Extent Of U.K.’s Surveillance Dragnet Probed In Fresh Legal Challenge

A new legal challenge to U.K. intelligence agency surveillance practices has been filed in the U.K. by human rights organization Human Rights Watch and three unnamed individuals working in security research, investigative journalism and law. The action is aimed at ascertaining the scope of illegal data-sharing that took place between the NSA and GCHQ.

The move follows a landmark legal ruling, back in February, when the IPT — the court which oversees the U.K.’s domestic intelligence agencies — ruled that prior to December 2014 GCHQ had acted illegally by receiving data from the NSA’s surveillance dragnets. It was the first time in the court’s 15 year history it had ruled against the agencies.

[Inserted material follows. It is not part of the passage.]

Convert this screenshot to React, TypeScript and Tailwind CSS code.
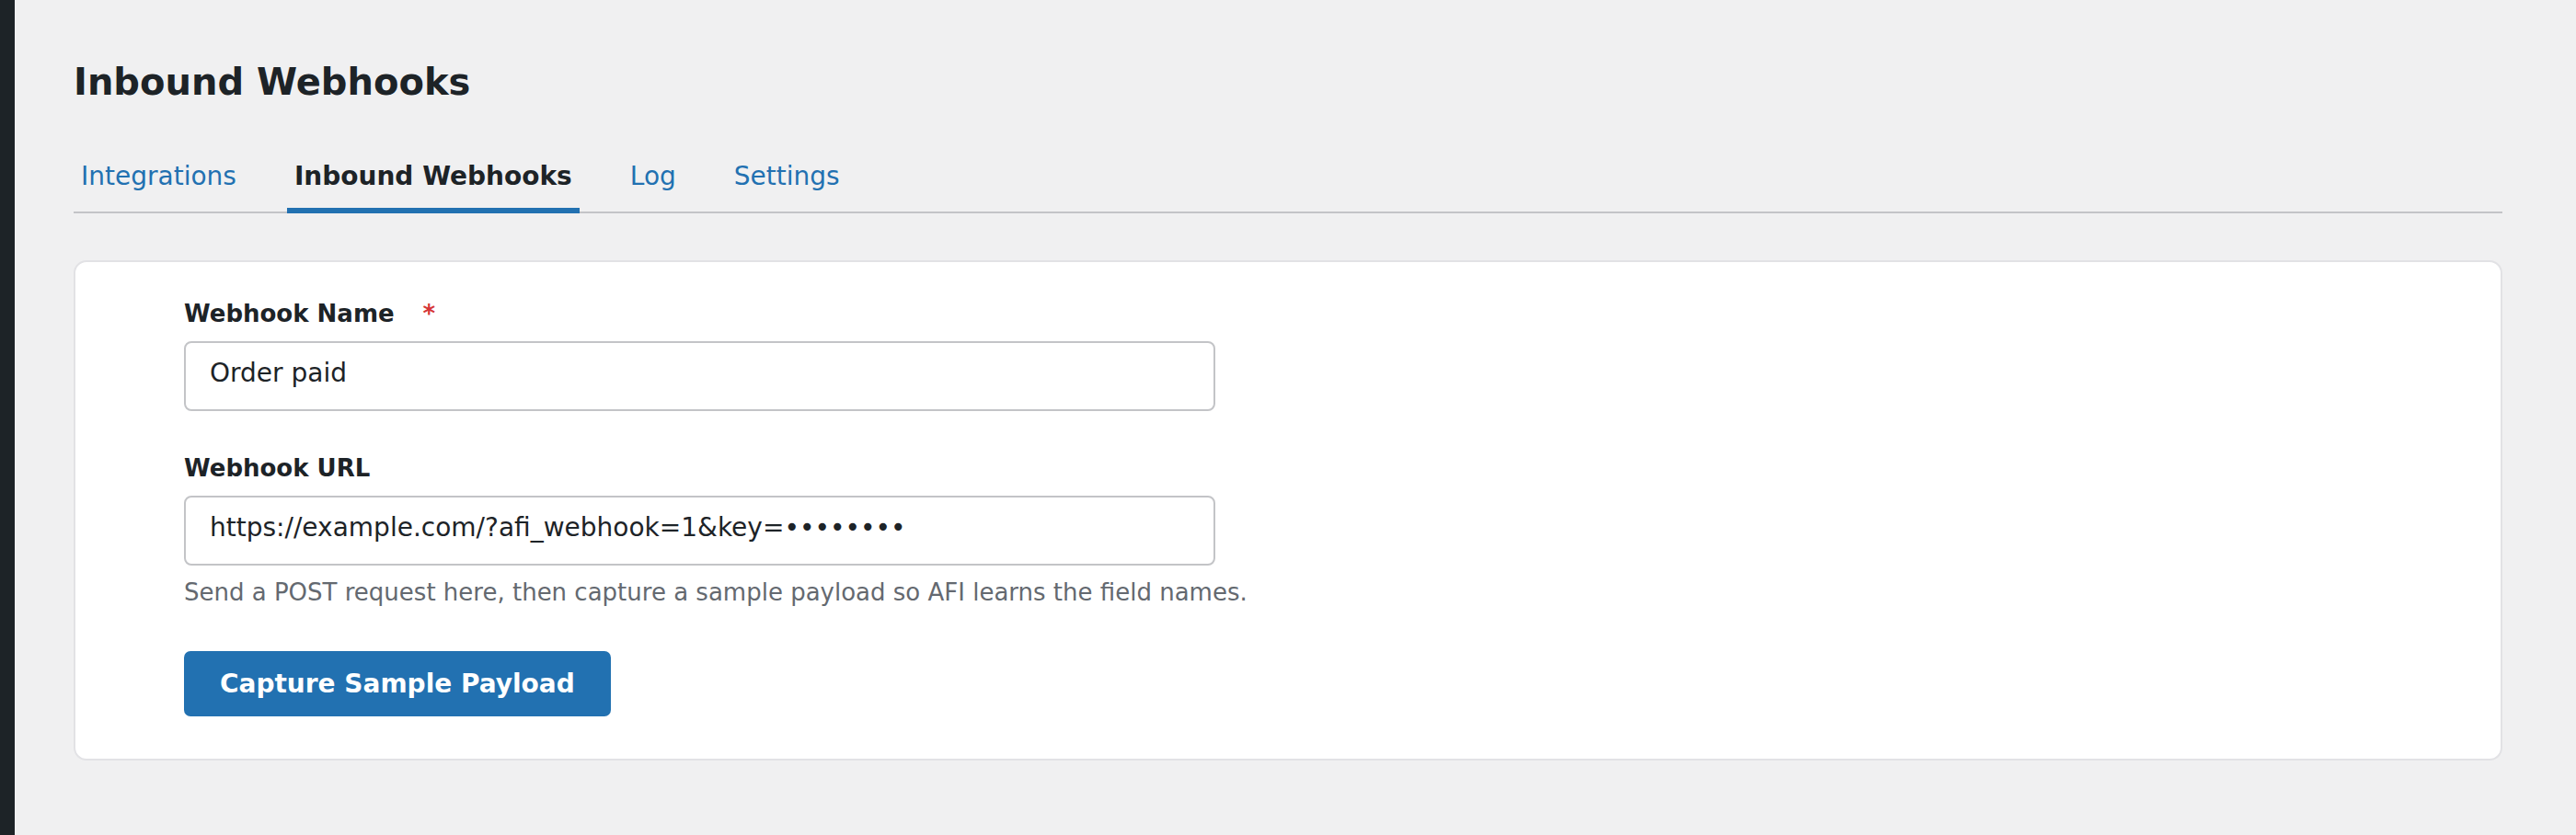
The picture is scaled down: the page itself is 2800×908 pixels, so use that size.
import { useState } from 'react';

const tabs = ['Integrations', 'Inbound Webhooks', 'Log', 'Settings'];

export default function App() {
  const [active, setActive] = useState('Inbound Webhooks');
  const [name, setName] = useState('Order paid');
  const url = 'https://example.com/?afi_webhook=1&key=••••••••';

  return (
    <div className="flex min-h-screen bg-[#f0f0f1] text-[#1d2327]" style={{ fontFamily: '"DejaVu Sans", sans-serif' }}>
      {/* admin sidebar edge */}
      <div className="w-[16px] shrink-0 bg-[#1d2327]" />

      <main className="flex-1 pl-[64px] pr-[80px] pt-[63px]">
        <h1 className="text-[40px] leading-[52px] font-bold">Inbound Webhooks</h1>

        {/* Tabs */}
        <nav className="mt-[57px] flex gap-[47px] border-b-2 border-[#c3c4c7]">
          {tabs.map((t) => (
            <button
              key={t}
              onClick={() => setActive(t)}
              className={
                t === active
                  ? 'px-[8px] pb-[14px] text-[28px] leading-[40px] font-bold text-[#1d2327] border-b-[6px] border-[#2271b1] -mb-[2px]'
                  : 'px-[8px] pb-[14px] text-[28px] leading-[40px] text-[#2271b1] border-b-[6px] border-transparent -mb-[2px]'
              }
            >
              {t}
            </button>
          ))}
        </nav>

        {/* Form card */}
        <div className="mt-[51px] bg-white border-2 border-[#e2e2e5] rounded-[14px] pl-[118px] pt-[38px] pb-[46px]">
          <label className="block text-[26px] leading-[36px] font-bold">
            Webhook Name<span className="ml-[31px] text-[#d63638]">*</span>
          </label>
          <input
            value={name}
            onChange={(e) => setName(e.target.value)}
            className="mt-[12px] block w-[1121px] border-2 border-[#c3c4c7] rounded-[8px] bg-white pl-[26px] pr-[20px] pt-[17px] pb-[23px] text-[28px] leading-[32px] text-[#1d2327] outline-none"
          />

          <label className="mt-[44px] block text-[26px] leading-[36px] font-bold">Webhook URL</label>
          <input
            readOnly
            value={url}
            className="mt-[12px] block w-[1121px] border-2 border-[#c3c4c7] rounded-[8px] bg-white pl-[26px] pr-[20px] pt-[17px] pb-[23px] text-[28px] leading-[32px] text-[#1d2327] outline-none"
          />
          <p className="mt-[11px] text-[26px] leading-[36px] text-[#646970]">
            Send a POST request here, then capture a sample payload so AFI learns the field names.
          </p>

          <button className="mt-[46px] rounded-[7px] bg-[#2271b1] px-[39px] py-[19px] text-[28px] leading-[33px] font-bold text-white">
            Capture Sample Payload
          </button>
        </div>
      </main>
    </div>
  );
}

The claims filed today with the IPT will “seek to establish whether GCHQ has spied on the claimants, whether their communications were part of those unlawfully shared between NSA and GCHQ, and how the Tribunal  is interpreting intelligence sharing”, according to pro-privacy organization Privacy International, which was one of the groups which brought the earlier legal challenge.

This June the IPT also found that GCHQ had acted unlawfully in handling intercepted communications data — although the court blamed “error” and “technical” failures for what it said were ‘breaches of internal policies’. That judgment also revealed that two human rights organizations’ communications had been targeted by the intelligence agencies — one of which, the IPT subsequently confirmed, was Amnesty International.

The revelation that the communications of human rights organizations were being targeted by government intelligence agencies is consistent with disclosures by NSA whistleblower Edward Snowden — who told a European parliamentary hearing back in April 2014 that the NSA had spied on human rights groups.

Today’s legal action seeks to probe for further confirmations of the scope of U.K. intelligence agency spying activity — such as whether journalists, lawyers and security experts have also been directly targeted by state surveillance agencies in the recent past.

Commenting on today’s action in a statement, Dinah PoKempner, general counsel at Human Rights Watch, said: “Surveillance on a massive scale and data swapping without suspicion or independent oversight pose a grave threat to the lives, safety and work of human rights defenders, researchers, journalists, lawyers and their sources.  We are bringing this case because those who work to protect human rights and expose abuses and war crimes depend on confidentiality of communications.”

In a crowdsourced pincer movement, Privacy International has also today launched what it’s calling ‘phase two’ of an earlier attempt to make it easy for any web user to find out whether GCHQ spied on them. The organization previously set up an online form to gather sign-ups and authorizations for its legal team to act as a go between claimants and the IPT and GCHQ.

However, earlier this year, the IPT declined to hear consolidated claims — instead insisting that each potential claimant file his or her own complaint individually. Privacy International has now launched another online mechanism aimed at making the process of individual claim-filing easier for people wanting to request information on whether the U.K. spied on them.

As of last May more than 25,000 people had signed up under phase one of the campaign. Those people (and/or organizations) will now need to re-submit individual claims if they want the tribunal to take notice of their requests.